Copy the data exactly; pictures stay out of the copy.

-------- Source excerpt

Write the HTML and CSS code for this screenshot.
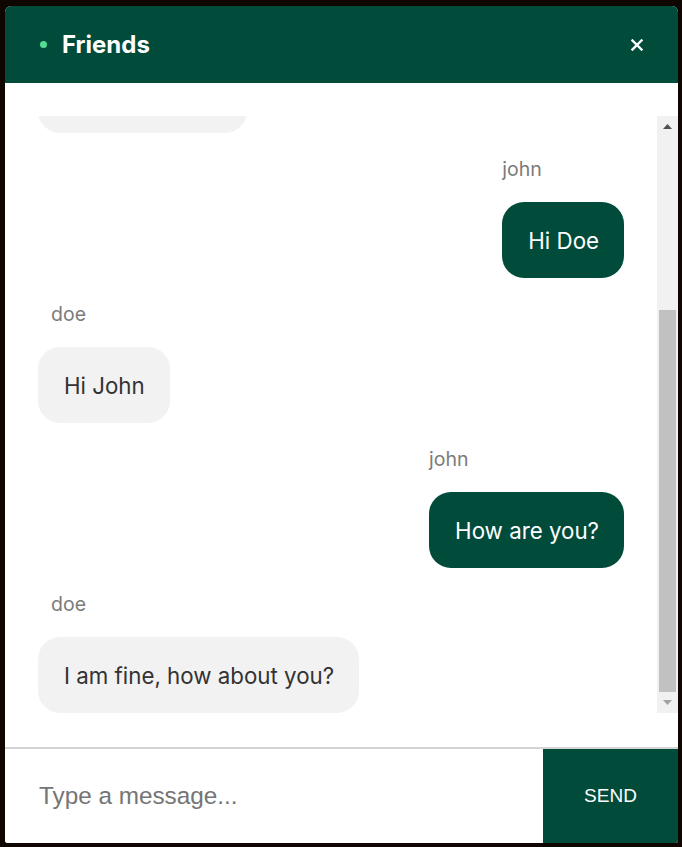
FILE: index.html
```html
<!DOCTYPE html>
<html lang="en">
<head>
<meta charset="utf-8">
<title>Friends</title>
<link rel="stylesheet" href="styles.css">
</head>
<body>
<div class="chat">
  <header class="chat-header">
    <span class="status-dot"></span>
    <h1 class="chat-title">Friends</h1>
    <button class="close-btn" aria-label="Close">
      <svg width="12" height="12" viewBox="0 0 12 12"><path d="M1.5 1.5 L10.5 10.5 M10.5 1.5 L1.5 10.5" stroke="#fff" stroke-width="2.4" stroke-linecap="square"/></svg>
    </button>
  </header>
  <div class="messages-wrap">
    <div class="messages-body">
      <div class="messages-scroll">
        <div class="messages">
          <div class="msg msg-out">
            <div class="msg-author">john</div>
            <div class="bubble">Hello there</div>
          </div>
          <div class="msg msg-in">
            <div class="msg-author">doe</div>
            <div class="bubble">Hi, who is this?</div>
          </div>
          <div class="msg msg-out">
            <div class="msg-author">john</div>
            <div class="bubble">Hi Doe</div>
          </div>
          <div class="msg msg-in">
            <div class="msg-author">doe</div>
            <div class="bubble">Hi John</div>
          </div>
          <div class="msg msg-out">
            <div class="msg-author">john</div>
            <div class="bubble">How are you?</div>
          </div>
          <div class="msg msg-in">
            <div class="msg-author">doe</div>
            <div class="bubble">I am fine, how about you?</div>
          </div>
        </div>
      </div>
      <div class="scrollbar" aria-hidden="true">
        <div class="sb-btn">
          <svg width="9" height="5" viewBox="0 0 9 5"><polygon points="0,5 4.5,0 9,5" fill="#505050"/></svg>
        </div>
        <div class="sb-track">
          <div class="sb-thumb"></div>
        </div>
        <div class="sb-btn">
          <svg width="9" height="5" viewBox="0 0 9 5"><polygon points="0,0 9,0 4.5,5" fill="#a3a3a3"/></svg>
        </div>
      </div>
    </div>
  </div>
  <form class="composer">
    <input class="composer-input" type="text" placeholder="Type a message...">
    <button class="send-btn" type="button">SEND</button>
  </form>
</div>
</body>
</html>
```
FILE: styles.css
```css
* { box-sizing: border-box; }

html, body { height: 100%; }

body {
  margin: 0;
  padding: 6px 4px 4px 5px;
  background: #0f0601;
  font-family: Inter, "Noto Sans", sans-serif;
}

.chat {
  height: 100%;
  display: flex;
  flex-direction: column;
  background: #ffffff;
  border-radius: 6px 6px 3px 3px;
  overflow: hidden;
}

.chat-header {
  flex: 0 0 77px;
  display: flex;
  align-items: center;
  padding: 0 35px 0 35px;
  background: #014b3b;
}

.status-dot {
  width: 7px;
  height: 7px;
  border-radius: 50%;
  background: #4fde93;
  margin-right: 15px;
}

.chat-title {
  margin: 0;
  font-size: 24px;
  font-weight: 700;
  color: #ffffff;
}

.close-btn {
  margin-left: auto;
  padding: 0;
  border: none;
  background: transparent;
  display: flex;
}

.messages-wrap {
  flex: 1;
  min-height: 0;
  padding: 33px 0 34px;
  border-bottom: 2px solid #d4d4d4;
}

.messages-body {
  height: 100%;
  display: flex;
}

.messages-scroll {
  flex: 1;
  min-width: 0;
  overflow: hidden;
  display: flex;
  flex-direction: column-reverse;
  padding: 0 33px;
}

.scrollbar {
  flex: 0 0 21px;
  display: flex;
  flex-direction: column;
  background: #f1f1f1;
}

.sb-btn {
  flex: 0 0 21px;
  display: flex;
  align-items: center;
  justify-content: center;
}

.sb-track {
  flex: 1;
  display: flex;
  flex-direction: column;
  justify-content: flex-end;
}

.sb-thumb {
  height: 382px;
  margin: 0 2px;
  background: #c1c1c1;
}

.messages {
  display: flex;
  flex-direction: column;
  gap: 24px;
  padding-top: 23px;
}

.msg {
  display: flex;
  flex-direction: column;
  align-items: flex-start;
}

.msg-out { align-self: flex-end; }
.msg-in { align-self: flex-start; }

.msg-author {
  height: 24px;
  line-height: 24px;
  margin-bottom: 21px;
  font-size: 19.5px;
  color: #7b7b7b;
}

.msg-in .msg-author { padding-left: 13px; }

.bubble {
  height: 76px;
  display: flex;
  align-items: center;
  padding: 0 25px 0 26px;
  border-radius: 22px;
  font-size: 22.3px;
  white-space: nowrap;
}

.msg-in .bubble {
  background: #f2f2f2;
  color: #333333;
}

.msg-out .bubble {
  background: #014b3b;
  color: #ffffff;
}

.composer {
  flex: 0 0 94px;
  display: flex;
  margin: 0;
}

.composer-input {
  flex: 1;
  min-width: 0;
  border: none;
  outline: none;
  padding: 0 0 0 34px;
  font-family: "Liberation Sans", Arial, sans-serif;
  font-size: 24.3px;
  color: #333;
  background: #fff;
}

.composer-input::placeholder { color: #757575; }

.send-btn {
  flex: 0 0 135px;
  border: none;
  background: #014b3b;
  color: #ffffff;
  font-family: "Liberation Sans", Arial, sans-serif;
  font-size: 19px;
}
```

----------------

Worked answer –
Write the HTML and CSS code for this screenshot.
FILE: index.html
```html
<!DOCTYPE html>
<html lang="en">
<head>
<meta charset="utf-8">
<title>Friends</title>
<link rel="stylesheet" href="styles.css">
</head>
<body>
<div class="chat">
  <header class="chat-header">
    <span class="status-dot"></span>
    <h1 class="chat-title">Friends</h1>
    <button class="close-btn" aria-label="Close">
      <svg width="12" height="12" viewBox="0 0 12 12"><path d="M1.5 1.5 L10.5 10.5 M10.5 1.5 L1.5 10.5" stroke="#fff" stroke-width="2.4" stroke-linecap="square"/></svg>
    </button>
  </header>
  <div class="messages-wrap">
    <div class="messages-body">
      <div class="messages-scroll">
        <div class="messages">
          <div class="msg msg-out">
            <div class="msg-author">john</div>
            <div class="bubble">Hello there</div>
          </div>
          <div class="msg msg-in">
            <div class="msg-author">doe</div>
            <div class="bubble">Hi, who is this?</div>
          </div>
          <div class="msg msg-out">
            <div class="msg-author">john</div>
            <div class="bubble">Hi Doe</div>
          </div>
          <div class="msg msg-in">
            <div class="msg-author">doe</div>
            <div class="bubble">Hi John</div>
          </div>
          <div class="msg msg-out">
            <div class="msg-author">john</div>
            <div class="bubble">How are you?</div>
          </div>
          <div class="msg msg-in">
            <div class="msg-author">doe</div>
            <div class="bubble">I am fine, how about you?</div>
          </div>
        </div>
      </div>
      <div class="scrollbar" aria-hidden="true">
        <div class="sb-btn">
          <svg width="9" height="5" viewBox="0 0 9 5"><polygon points="0,5 4.5,0 9,5" fill="#505050"/></svg>
        </div>
        <div class="sb-track">
          <div class="sb-thumb"></div>
        </div>
        <div class="sb-btn">
          <svg width="9" height="5" viewBox="0 0 9 5"><polygon points="0,0 9,0 4.5,5" fill="#a3a3a3"/></svg>
        </div>
      </div>
    </div>
  </div>
  <form class="composer">
    <input class="composer-input" type="text" placeholder="Type a message...">
    <button class="send-btn" type="button">SEND</button>
  </form>
</div>
</body>
</html>
```
FILE: styles.css
```css
* { box-sizing: border-box; }

html, body { height: 100%; }

body {
  margin: 0;
  padding: 6px 4px 4px 5px;
  background: #0f0601;
  font-family: Inter, "Noto Sans", sans-serif;
}

.chat {
  height: 100%;
  display: flex;
  flex-direction: column;
  background: #ffffff;
  border-radius: 6px 6px 3px 3px;
  overflow: hidden;
}

.chat-header {
  flex: 0 0 77px;
  display: flex;
  align-items: center;
  padding: 0 35px 0 35px;
  background: #014b3b;
}

.status-dot {
  width: 7px;
  height: 7px;
  border-radius: 50%;
  background: #4fde93;
  margin-right: 15px;
}

.chat-title {
  margin: 0;
  font-size: 24px;
  font-weight: 700;
  color: #ffffff;
}

.close-btn {
  margin-left: auto;
  padding: 0;
  border: none;
  background: transparent;
  display: flex;
}

.messages-wrap {
  flex: 1;
  min-height: 0;
  padding: 33px 0 34px;
  border-bottom: 2px solid #d4d4d4;
}

.messages-body {
  height: 100%;
  display: flex;
}

.messages-scroll {
  flex: 1;
  min-width: 0;
  overflow: hidden;
  display: flex;
  flex-direction: column-reverse;
  padding: 0 33px;
}

.scrollbar {
  flex: 0 0 21px;
  display: flex;
  flex-direction: column;
  background: #f1f1f1;
}

.sb-btn {
  flex: 0 0 21px;
  display: flex;
  align-items: center;
  justify-content: center;
}

.sb-track {
  flex: 1;
  display: flex;
  flex-direction: column;
  justify-content: flex-end;
}

.sb-thumb {
  height: 382px;
  margin: 0 2px;
  background: #c1c1c1;
}

.messages {
  display: flex;
  flex-direction: column;
  gap: 24px;
  padding-top: 23px;
}

.msg {
  display: flex;
  flex-direction: column;
  align-items: flex-start;
}

.msg-out { align-self: flex-end; }
.msg-in { align-self: flex-start; }

.msg-author {
  height: 24px;
  line-height: 24px;
  margin-bottom: 21px;
  font-size: 19.5px;
  color: #7b7b7b;
}

.msg-in .msg-author { padding-left: 13px; }

.bubble {
  height: 76px;
  display: flex;
  align-items: center;
  padding: 0 25px 0 26px;
  border-radius: 22px;
  font-size: 22.3px;
  white-space: nowrap;
}

.msg-in .bubble {
  background: #f2f2f2;
  color: #333333;
}

.msg-out .bubble {
  background: #014b3b;
  color: #ffffff;
}

.composer {
  flex: 0 0 94px;
  display: flex;
  margin: 0;
}

.composer-input {
  flex: 1;
  min-width: 0;
  border: none;
  outline: none;
  padding: 0 0 0 34px;
  font-family: "Liberation Sans", Arial, sans-serif;
  font-size: 24.3px;
  color: #333;
  background: #fff;
}

.composer-input::placeholder { color: #757575; }

.send-btn {
  flex: 0 0 135px;
  border: none;
  background: #014b3b;
  color: #ffffff;
  font-family: "Liberation Sans", Arial, sans-serif;
  font-size: 19px;
}
```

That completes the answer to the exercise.